I never actually did find a setting that worked for every dvd. Some stretched, some did whatever they did. Now I've got the ps3 and it does it for me.

They could fix the problem by doing lots of things, but PROBABLY by setting the output from whatever their source is. Problem is that one source controls every single display, and they're not all the same, so some will always look furchtbar. They could most likely fix this well enough by pressing ZOOM on the TV's that are distorted. Better to lose a little of the edges that make people say "ZOMG THAT TV ARE BUSTAD."

This is why places like Rex/Best-Buy always have like-displays on like-sources and they pay people to fix the color saturation and whatnot. WalMart/Sams/Target really don't care.
posted by TomMelee at 7:22 PM on April 16, 2008


Anyone care to explain how to make the adjustments to get the perfect circle?

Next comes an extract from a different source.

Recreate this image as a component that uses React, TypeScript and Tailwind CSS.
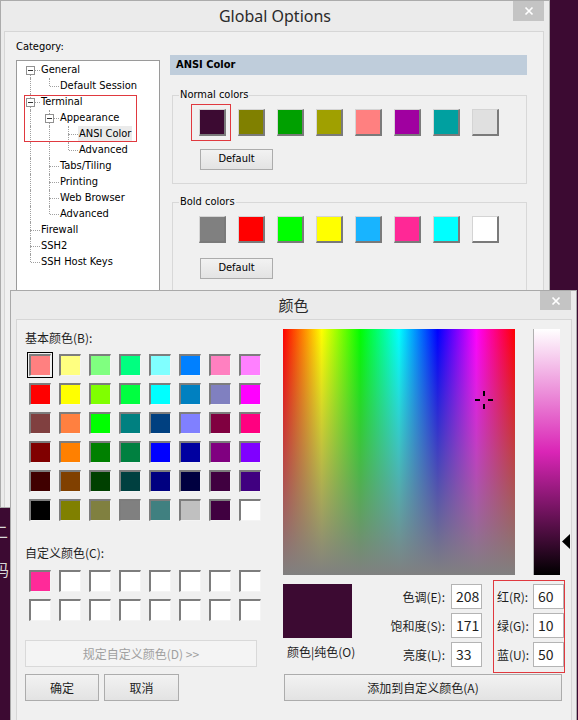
import React from "react"

const UI = "font-['DejaVu_Sans_Condensed','DejaVu_Sans',sans-serif] text-[11px] text-black"
const CJK = "font-['Noto_Sans_CJK_SC',sans-serif] text-[12px] text-[#1e1e1e]"
const BTN =
  "flex items-center justify-center border border-[#acacac] bg-linear-to-b from-[#f2f2f2] to-[#e3e3e3]"

type TreeNode = { label: string; children?: TreeNode[]; selected?: boolean }
type Row = { label: string; guides: boolean[]; last: boolean; open: boolean; first: boolean; selected?: boolean }

const tree: TreeNode[] = [
  { label: "General", children: [{ label: "Default Session" }] },
  {
    label: "Terminal",
    children: [
      { label: "Appearance", children: [{ label: "ANSI Color", selected: true }, { label: "Advanced" }] },
      { label: "Tabs/Tiling" },
      { label: "Printing" },
      { label: "Web Browser" },
      { label: "Advanced" },
    ],
  },
  { label: "Firewall" },
  { label: "SSH2" },
  { label: "SSH Host Keys" },
]

function flatten(nodes: TreeNode[], guides: boolean[] = [], out: Row[] = []) {
  nodes.forEach((n, i) => {
    const last = i === nodes.length - 1
    out.push({ label: n.label, guides, last, open: !!n.children, first: out.length === 0, selected: n.selected })
    if (n.children) flatten(n.children, [...guides, !last], out)
  })
  return out
}

const normalColors = [
  "bg-[#3c0a32]", "bg-[#808000]", "bg-[#00a000]", "bg-[#a0a000]",
  "bg-[#ff8080]", "bg-[#a000a0]", "bg-[#00a0a0]", "bg-[#e0e0e0]",
]
const boldColors = [
  "bg-[#808080]", "bg-[#ff0000]", "bg-[#00ff00]", "bg-[#ffff00]",
  "bg-[#18b4ff]", "bg-[#ff2896]", "bg-[#00ffff]", "bg-[#ffffff]",
]

const basicColors = [
  "bg-[#ff8080]", "bg-[#ffff80]", "bg-[#80ff80]", "bg-[#00ff80]", "bg-[#80ffff]", "bg-[#0080ff]", "bg-[#ff80c0]", "bg-[#ff80ff]",
  "bg-[#ff0000]", "bg-[#ffff00]", "bg-[#80ff00]", "bg-[#00ff40]", "bg-[#00ffff]", "bg-[#0080c0]", "bg-[#8080c0]", "bg-[#ff00ff]",
  "bg-[#804040]", "bg-[#ff8040]", "bg-[#00ff00]", "bg-[#008080]", "bg-[#004080]", "bg-[#8080ff]", "bg-[#800040]", "bg-[#ff0080]",
  "bg-[#800000]", "bg-[#ff8000]", "bg-[#008000]", "bg-[#008040]", "bg-[#0000ff]", "bg-[#0000a0]", "bg-[#800080]", "bg-[#8000ff]",
  "bg-[#400000]", "bg-[#804000]", "bg-[#004000]", "bg-[#004040]", "bg-[#000080]", "bg-[#000040]", "bg-[#400040]", "bg-[#400080]",
  "bg-[#000000]", "bg-[#808000]", "bg-[#808040]", "bg-[#808080]", "bg-[#408080]", "bg-[#c0c0c0]", "bg-[#400040]", "bg-[#ffffff]",
]
const customColors = ["bg-[#ff2a99]", ...Array(15).fill("bg-white")]

function CloseButton({ className }: { className: string }) {
  return (
    <div className={`absolute flex items-center justify-center bg-[#c4c4c4] ${className}`}>
      <svg width="10" height="10" viewBox="0 0 10 10">
        <path d="M1.5 1.5l7 7M8.5 1.5l-7 7" stroke="#fff" strokeWidth="1.7" />
      </svg>
    </div>
  )
}

function TreeRow({ r }: { r: Row }) {
  const dot = "absolute border-dotted border-[#a0a0a0]"
  return (
    <div className="flex h-[16px]">
      {r.guides.map((g, i) => (
        <div key={i} className="relative w-[19px] shrink-0">
          {g && <span className={`${dot} left-[9px] top-0 h-full border-l`} />}
        </div>
      ))}
      <div className="relative w-[19px] shrink-0">
        {!r.first && <span className={`${dot} left-[9px] top-0 h-[8px] border-l`} />}
        {!r.last && <span className={`${dot} left-[9px] top-[8px] h-[8px] border-l`} />}
        <span className={`${dot} left-[10px] top-[8px] w-[9px] border-t`} />
        {r.open && (
          <span className="absolute left-[5px] top-[4px] flex h-[9px] w-[9px] items-center justify-center border border-[#919191] bg-white">
            <span className="h-[1px] w-[5px] bg-[#333]" />
          </span>
        )}
      </div>
      <span className={`flex items-center px-[1px] leading-[14px] ${r.selected ? "bg-[#ebebeb]" : ""}`}>{r.label}</span>
    </div>
  )
}

function ColorGroup({ title, colors, mt, btnGap, selectFirst }: { title: string; colors: string[]; mt: string; btnGap: string; selectFirst?: boolean }) {
  return (
    <fieldset className={`ml-[2px] w-[355px] border border-[#d8d8d8] pb-[13px] ${mt}`}>
      <legend className="ml-[6px] px-[1px] leading-[16px]">{title}</legend>
      <div className="ml-[26px] mt-[6px] flex gap-[12px]">
        {colors.map((c, i) => (
          <div key={i} className="relative">
            <div className={`h-[27px] w-[27px] border-l border-t border-r-2 border-b-2 border-l-[#d4d4d4] border-t-[#d4d4d4] border-r-[#7a7a7a] border-b-[#7a7a7a] ${c}`} />
            {selectFirst && i === 0 && (
              <span className="absolute -left-[8px] -top-[5px] h-[37px] w-[40px] border border-[#e0393f]" />
            )}
          </div>
        ))}
      </div>
      <button className={`${BTN} ml-[27px] h-[21px] w-[73px] ${btnGap}`}>Default</button>
    </fieldset>
  )
}

function GlobalOptions() {
  const rows = flatten(tree)
  return (
    <div className={`absolute left-0 top-0 flex h-[508px] w-[550px] flex-col border border-[#ababab] bg-[#ebebeb] ${UI}`}>
      <div className="relative flex h-[30px] shrink-0 items-center justify-center">
        <span className="font-['Noto_Sans',sans-serif] text-[16px] text-[#2a2a2a]">Global Options</span>
        <CloseButton className="right-[5px] top-0 h-[20px] w-[31px]" />
      </div>
      <div className="ml-[3px] mr-[5px] flex flex-1 border-l border-r border-t border-[#d6d6d6] bg-[#f0f0f0] pl-[11px] pt-[7px]">
        <div className="w-[144px] shrink-0">
          <div className="leading-[16px]">Category:</div>
          <div className="relative mt-[5px] h-[240px] border border-[#9a9a9a] bg-white pl-[4px] pt-[1px]">
            {rows.map((r, i) => (
              <TreeRow key={i} r={r} />
            ))}
            <span className="absolute left-[7px] top-[34px] h-[47px] w-[113px] border border-[#e0393f]" />
          </div>
        </div>
        <div className="ml-[10px] w-[357px] pt-[16px]">
          <div className="flex h-[20px] items-center bg-[#bfcddb] pl-[6px] font-bold">ANSI Color</div>
          <ColorGroup title="Normal colors" colors={normalColors} mt="mt-[12px]" btnGap="mt-[13px]" selectFirst />
          <ColorGroup title="Bold colors" colors={boldColors} mt="mt-[10px]" btnGap="mt-[15px]" />
        </div>
      </div>
    </div>
  )
}

function SwatchGrid({ colors, selectFirst }: { colors: string[]; selectFirst?: boolean }) {
  return (
    <div className="ml-[2px] grid w-[236px] grid-cols-8 gap-x-[4px] gap-y-[3px]">
      {colors.map((c, i) => (
        <div
          key={i}
          className={`flex h-[26px] w-[26px] items-center justify-center ${selectFirst && i === 0 ? "border border-black" : ""}`}
        >
          <div className={`h-[22px] w-[22px] border-l-2 border-t-2 border-r border-b border-l-[#7d7d7d] border-t-[#7d7d7d] border-r-[#f4f4f4] border-b-[#f4f4f4] ${c}`} />
        </div>
      ))}
    </div>
  )
}

function ColorDialog() {
  const hsl = [
    ["色调(E):", "208"],
    ["饱和度(S):", "171"],
    ["亮度(L):", "33"],
  ]
  const rgb = [
    ["红(R):", "60"],
    ["绿(G):", "10"],
    ["蓝(U):", "50"],
  ]
  const input =
    "flex h-[25px] w-[31px] items-center border border-[#b4b4b4] bg-white pl-[4px] font-['Noto_Sans_CJK_SC',sans-serif] text-[14px] text-[#1e1e1e]"
  return (
    <div className={`absolute left-[10px] top-[290px] flex h-[440px] w-[567px] flex-col border border-[#a9a9a9] bg-[#ebebeb] ${CJK}`}>
      <div className="relative flex h-[28px] shrink-0 items-center justify-center">
        <span className="text-[15px] text-[#2a2a2a]">颜色</span>
        <CloseButton className="right-[5px] top-0 h-[19px] w-[31px]" />
      </div>
      <div className="ml-[5px] mr-[4px] flex flex-1 border-l border-r border-t border-[#d6d6d6] bg-[#f0f0f0]">
        <div className="w-[241px] shrink-0 pl-[8px] pt-[10px]">
          <div className="leading-[16px]">基本颜色(B):</div>
          <div className="mt-[6px]">
            <SwatchGrid colors={basicColors} selectFirst />
          </div>
          <div className="mt-[22px] leading-[16px]">自定义颜色(C):</div>
          <div className="mt-[7px]">
            <SwatchGrid colors={customColors} />
          </div>
          <div className="mt-[17px] flex h-[27px] w-[232px] items-center justify-center border border-[#d9d9d9] bg-[#f4f4f4] text-[#a0a0a0]">
            规定自定义颜色(D) &gt;&gt;
          </div>
          <div className="mt-[7px] flex gap-[5px]">
            <button className={`${BTN} h-[27px] w-[74px]`}>确定</button>
            <button className={`${BTN} h-[27px] w-[75px]`}>取消</button>
          </div>
        </div>
        <div className="ml-[25px] w-[290px] pt-[9px]">
          <div className="flex gap-[18px]">
            <div className="relative h-[246px] w-[232px] bg-[linear-gradient(to_bottom,#80808000,#808080),linear-gradient(to_right,#ff0000,#ffff00,#00ff00,#00ffff,#0000ff,#ff00ff,#ff0000)]">
              <svg className="absolute left-[191px] top-[61px]" width="20" height="20" viewBox="0 0 20 20">
                <rect x="9" y="1" width="2" height="5" fill="#000" />
                <rect x="9" y="14" width="2" height="5" fill="#000" />
                <rect x="1" y="9" width="5" height="2" fill="#000" />
                <rect x="14" y="9" width="5" height="2" fill="#000" />
              </svg>
            </div>
            <div className="relative">
              <div className="h-[246px] w-[27px] border-l border-[#b0b0b0] bg-[linear-gradient(to_bottom,#ffffff,#da25b6,#000000)]" />
              <svg className="absolute left-[29px] top-[205px]" width="8" height="15" viewBox="0 0 8 15">
                <polygon points="8,0 0,7.5 8,15" fill="#000" />
              </svg>
            </div>
          </div>
          <div className="mt-[5px] flex">
            <div className="mt-[4px] w-[69px] shrink-0">
              <div className="h-[54px] w-[69px] bg-[#3c0a32]" />
              <div className="mt-[6px] whitespace-nowrap pl-[4px] leading-[16px]">颜色|纯色(O)</div>
            </div>
            <div className="mt-[4px] flex w-[130px] flex-col gap-[4px]">
              {hsl.map(([l, v]) => (
                <div key={l} className="flex items-center">
                  <span className="flex-1 pr-[6px] text-right">{l}</span>
                  <span className={input}>{v}</span>
                </div>
              ))}
            </div>
            <div className="ml-[11px] flex h-[93px] w-[72px] flex-col gap-[4px] border border-[#e0393f] pl-[3px] pt-[3px]">
              {rgb.map(([l, v]) => (
                <div key={l} className="flex items-center">
                  <span className="w-[36px]">{l}</span>
                  <span className={input}>{v}</span>
                </div>
              ))}
            </div>
          </div>
          <button className={`${BTN} ml-[1px] mt-[1px] h-[27px] w-[278px]`}>添加到自定义颜色(A)</button>
        </div>
      </div>
    </div>
  )
}

export default function App() {
  return (
    <div className="relative h-[720px] w-[578px] overflow-hidden bg-[#3c0a32]">
      <div className="pt-[512px] font-['Noto_Sans_CJK_SC',sans-serif] text-[16px] leading-[38px] text-[#d8d8d8]">
        <div className="-ml-[8px]">二</div>
        <div className="-ml-[7px]">码</div>
      </div>
      <GlobalOptions />
      <ColorDialog />
    </div>
  )
}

Trial and error. Especially since it seems every manufacturer has a different name for the various settings.
posted by Fuzzy Skinner at 7:23 PM on April 16, 2008


You might want to read up on Anamorphic Widescreen, a technique used for automatically fitting widescreen images to whatever size tv they are played on. Also, as has been mentioned, widescreen formats vary from film to file. It might be 16:9, or 1.85:1, 2.35:1 or some other number which may or may not be displaying correctly on the 16:9 tv.